I'm investigating an issue I run into with using changes of size ()
as an indicator of hash-table re-allocation through expand ().  This
doesn't work when ::expand computes the same size as before since
it then still happily re-allocates.  To complicate this ::expand
has its own heuristic when to re-calculate the allocation size:

  /* Resize only when table after removal of unused elements is either
     too full or too empty.  */
  unsigned int nindex;
  size_t nsize;
  if (elts * 2 > osize || too_empty_p (elts))
    {
      nindex = hash_table_higher_prime_index (elts * 2);
      nsize = prime_tab[nindex].prime;
    }
  else
    {
      nindex = oindex;
      nsize = osize;
    }

which does not match that of the caller in find_slot_with_hash:

  if (insert == INSERT && m_size * 3 <= m_n_elements * 4)
    expand ();

one could argue that expand () gets rid of deleted entries even
when re-allocating to the same size.  But then it's odd to trigger
this from INSERT which is perfectly capable of handling deleted
entries optimally.  In fact removing elts never triggers this
thus removing all elts and then re-inserting them will trigger
re-allocations without good reason.

Note the INSERT heuristic computes the load factor including
deleted elements while expand () computes the load factor excluding
them.  (the only other caller of expand() is traverse which
re-allocates when too_empty_p ())

You could argue checking for re-allocation is bogus, even
checking m_entries can hide two re-allocations.  Checking
m_entries and m_size would work I guess, adding a separate
counter for re-allocations would, too.

Still what I say above holds.  I'd argue ::expand () should
not repeat heuristics of callers and iff we want to shrink
because of deleted entries cost then we should do that when
we do lookups (if we better not re-allocate with just lookups
then we should do that at clear_slot time instead?).  I'm
seeing a lot of re-allocation churn when inserting/removing
from a very small hashtable with size == 7.

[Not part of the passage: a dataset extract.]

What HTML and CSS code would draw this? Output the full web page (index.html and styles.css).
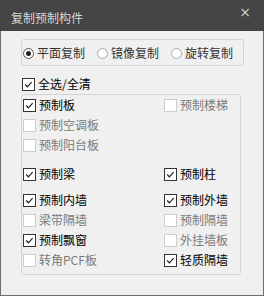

Maybe at least separate the load factor from the too empty
case at insertion, so

  if (insert == INSERT 
      && (size () * 3 <= elements () * 4 || too_empty_p (elements ())))
    expand ();

and then elide the heuristics from ::expand () (there's the chance
we re-allocate over and over to the same size for each INSERT with this 
mismatch)

Note that ::empty () also oddly uses too_empty_p (m_n_elements)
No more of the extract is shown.